Herein, ideally, the judgment should have recognized the right to consent as superseding these concerns, and therefore the definition of rape should be broader. However, it categorically states that it “does not have the effect of striking down Exception 2” or “or changing the contours of the offense of rape as defined in the IPC”. Hereby, the judgment itself recognizes and partially reaffirms criminalization and culpability as issues that are larger than female autonomy, and require external considerations. Therefore, broadening the definition by itself does not result in even a subtle implication of culpability or criminality to the expanded definition.

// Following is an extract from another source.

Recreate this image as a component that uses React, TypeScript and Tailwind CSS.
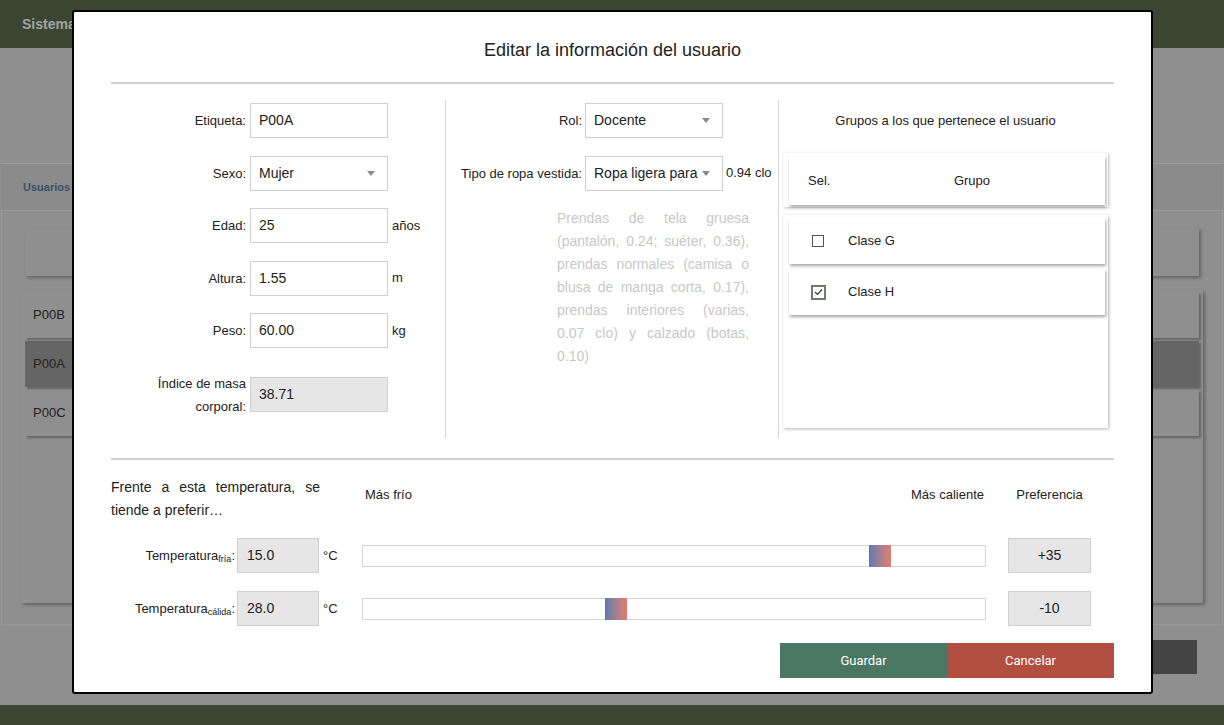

Therefore, when we come to use this judgment as precedent, the value it holds against exception 2 is extremely weak.


Onto the positives


I duly recognize that in terms of feminist jurisprudence in India, multiple positives arise out of the judgment. But even if we restrict the conversation to the journey towards the criminalization of marital rape, the judgment spells out positives. Firstly, the judgment categorically recognizes rape within marriage to be an infliction of “mental and physical harm” on the woman, therefore falling within the definition of cruelty. Moreover, it recognizes a woman’s sexual autonomy by stating that, to avail the benefit of Rule 3B, she “need not necessarily seek recourse to formal legal proceedings to prove the factum of sexual assault, rape or incest.” Lastly, the judgment serves as evidence for the number of issues that fall under the umbrella that is Exception 2 to Section 375. Aside from the criminal liability of the perpetrator, the right women under other legislations which rely on the definition of rape, and the perception of society at large, is majorly affected by the existence of this exception. And this judgment does well to highlight that.


The Road Ahead


It is almost ironic how a nation with the slogan “Beti Bachao” fails to recognize the right of its women over their own bodies. It is high time that the judiciary and legislature stop beating around the bush when confronted with the question of a woman’s right to her own body. We have avoided this issue for over a century and a half. We have blamed the victims, stigmatized the subject matter, and failed to educate ourselves for long enough. But the bare minimum here is to recognize that marriage cannot be a tradeoff for one’s rights over their body. And if such a tradeoff is “cardinal to the sanctity of the institution”, one wonders if such an institution is worth being protected in the first place.